2. Натяжение лопнуло
Последние три года жизни Кеплера несут на себе навязчивое напоминание легенды о Вечном Жиде. Quis locus eligendus, vastatus an vastandus? – Какое место следует мне выбрать: то, которое уже разрушено, или же то, которое собирается быть разрушенным? Кеплер оставил Линц навсегда, и теперь постоянного дома у него не было. Ульм был всего лишь временной остановкой на время печати книги. Остановился Кеплер в доме приятеля, который отдал тот ему в полное распоряжение, и хотя в доме даже была проведена перестройка, чтобы разместить все семейство он с собой туда не забрал. По пути вверх по Дунаю из Линца, река начала замерзать, так что ему пришлось ехать дальше на повозке, а Сусанну с детьми он оставил на полпути, в Регенсбурге. Во всяком случае, именно такое объяснение он дает в письме своему корреспонденту; но в Ульме он оставался почти десять месяцев, но за женой с детьми не послал.

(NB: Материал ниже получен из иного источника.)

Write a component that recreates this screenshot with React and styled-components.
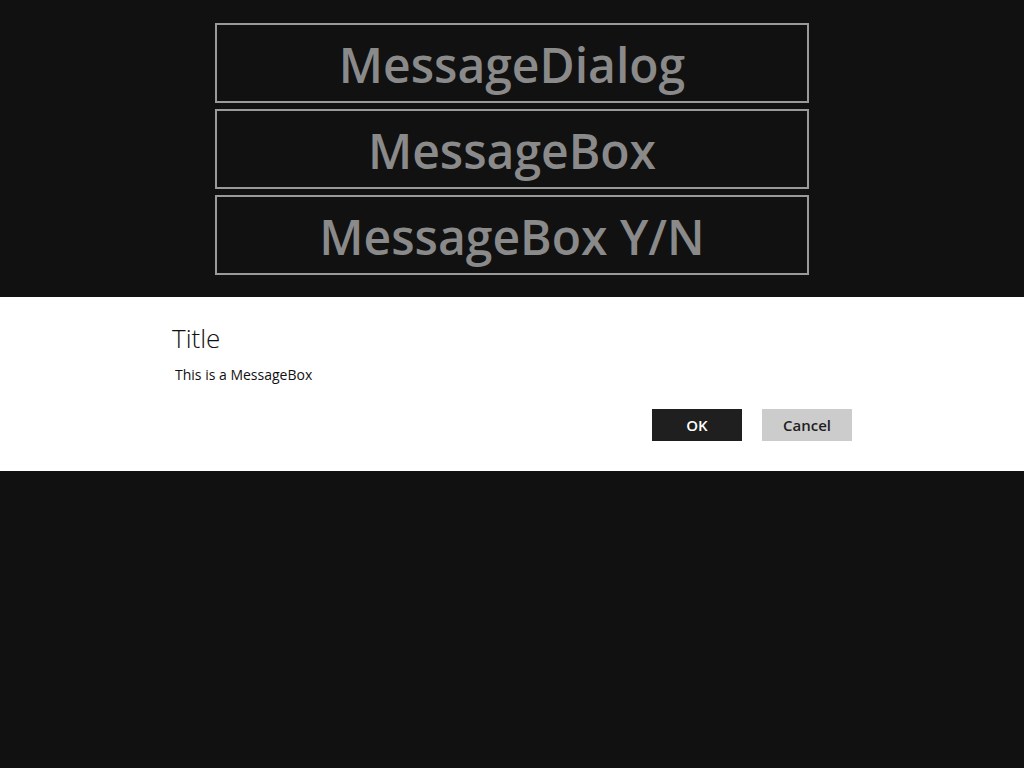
import React from "react";
import styled, { createGlobalStyle } from "styled-components";

const Global = createGlobalStyle`
  html, body {
    margin: 0;
    padding: 0;
    background: #111111;
    height: 100%;
  }
  body {
    font-family: "Open Sans", "Noto Sans", sans-serif;
  }
`;

const Page = styled.div`
  min-height: 768px;
  display: flex;
  flex-direction: column;
  align-items: center;
  padding-top: 23px;
  gap: 6px;
  box-sizing: border-box;
`;

const BigButton = styled.button`
  width: 594px;
  height: 80px;
  box-sizing: border-box;
  border: 2px solid #9a9a9a;
  background: transparent;
  color: #8a8a8a;
  font-family: "Open Sans", "Noto Sans", sans-serif;
  font-weight: 600;
  font-size: 48px;
  line-height: 1;
  padding: 3px 0 0;
  display: flex;
  align-items: center;
  justify-content: center;
  cursor: pointer;
`;

const Overlay = styled.div`
  position: fixed;
  inset: 0;
  display: flex;
  align-items: center;
`;

const Dialog = styled.div`
  width: 100%;
  height: 174px;
  background: #ffffff;
  display: flex;
  justify-content: center;
`;

const Content = styled.div`
  width: 680px;
  padding-top: 23px;
  display: flex;
  flex-direction: column;
`;

const Title = styled.div`
  font-size: 26px;
  font-weight: 300;
  color: #111;
  line-height: 36px;
`;

const Message = styled.div`
  font-size: 14px;
  color: #111;
  margin: 9px 0 0 3px;
  line-height: 20px;
`;

const Actions = styled.div`
  display: flex;
  justify-content: flex-end;
  gap: 20px;
  margin-top: 24px;
`;

const ActionButton = styled.button`
  width: 90px;
  height: 32px;
  border: none;
  padding: 0;
  font-family: "Open Sans", "Noto Sans", sans-serif;
  font-weight: 600;
  font-size: 15px;
  background: ${(p) => (p.$primary ? "#1f1f1f" : "#cccccc")};
  color: ${(p) => (p.$primary ? "#ffffff" : "#1f1f1f")};
  cursor: pointer;
`;

export default function App() {
  return (
    <>
      <Global />
      <Page>
        <BigButton>MessageDialog</BigButton>
        <BigButton>MessageBox</BigButton>
        <BigButton>MessageBox Y/N</BigButton>
      </Page>
      <Overlay>
        <Dialog>
          <Content>
            <Title>Title</Title>
            <Message>This is a MessageBox</Message>
            <Actions>
              <ActionButton $primary>OK</ActionButton>
              <ActionButton>Cancel</ActionButton>
            </Actions>
          </Content>
        </Dialog>
      </Overlay>
    </>
  );
}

Этот эпизод характеризует определенную странность его поведения в последние годы жизни. Может показаться, что именно сейчас в нем проявилось наследие его бродяги-отца и дядьев. Беспокойство Кеплера нашло свой выход в творчестве: когда он закончил Рудольфовы Таблицы, напряжение как будто лопнуло, электричество отключили, и теперь он, казалось, бессмысленно двигался по кругу, движимый лишь растущим страхом. Вновь он страдал от чирьев и сыпи; он опасался того, что умрет до того, как печать Таблиц будет закончена; будущее было громадной пустошью голода и отчаяния.
И, тем не менее, несмотря на войну, его затруднительное положение, по большей мере, было надуманным. Ему предложили наиболее желательный академический пост в Италии, а посланник лорда бекона, сэр Генри Уоттон, пригласил Кеплера в Англию[290]. Тем те менее, тот отказался.
Должен ли я отправляться за море, куда приглашает меня Уоттон? Я, немец? Я, так любящий твердый Континент, и который содрогается от самой идеи Острова, в тесных границах которого я заранее чувствую опасность?
После отказа от столь искусительных предложений, в отчаянии он просит своего приятеля Бернеггера в Страсбурге, не может ли тот устроить для него должность скромного преподавателя в тамошнем университете. С целью привлечения слушателей он даже готов составить гороскоп каждому из своих студентов – поскольку "угрожающее отношение Императора, видное во всех его словах и деяниях", не оставляет ему никаких надежд. Бернеггер написал в ответ, что его город и университет согласны принять Кеплера с открытыми объятиями, если только он пожелает почтить их своим присутствием, и предложил ученому безграничное личное гостеприимство в своем обширном доме с "очень красивым садом". Но Кеплер отказался, "поскольку он не мог позволить себе затраты на поездку"; когда же Бернеггер попробовал подбодрить Кеплера новостью, что портрет ученого украшает стену университетской библиотеки: "каждый, пришедший в библиотеку, видит его; но вот если бы они могли увидеть вас лично!", реакция Кеплера была такова, что портрет "необходимо убрать из публичного места, тем более, что навряд ли он похож на меня" (в письме к Бернеггеру от 6 апреля 1627 года).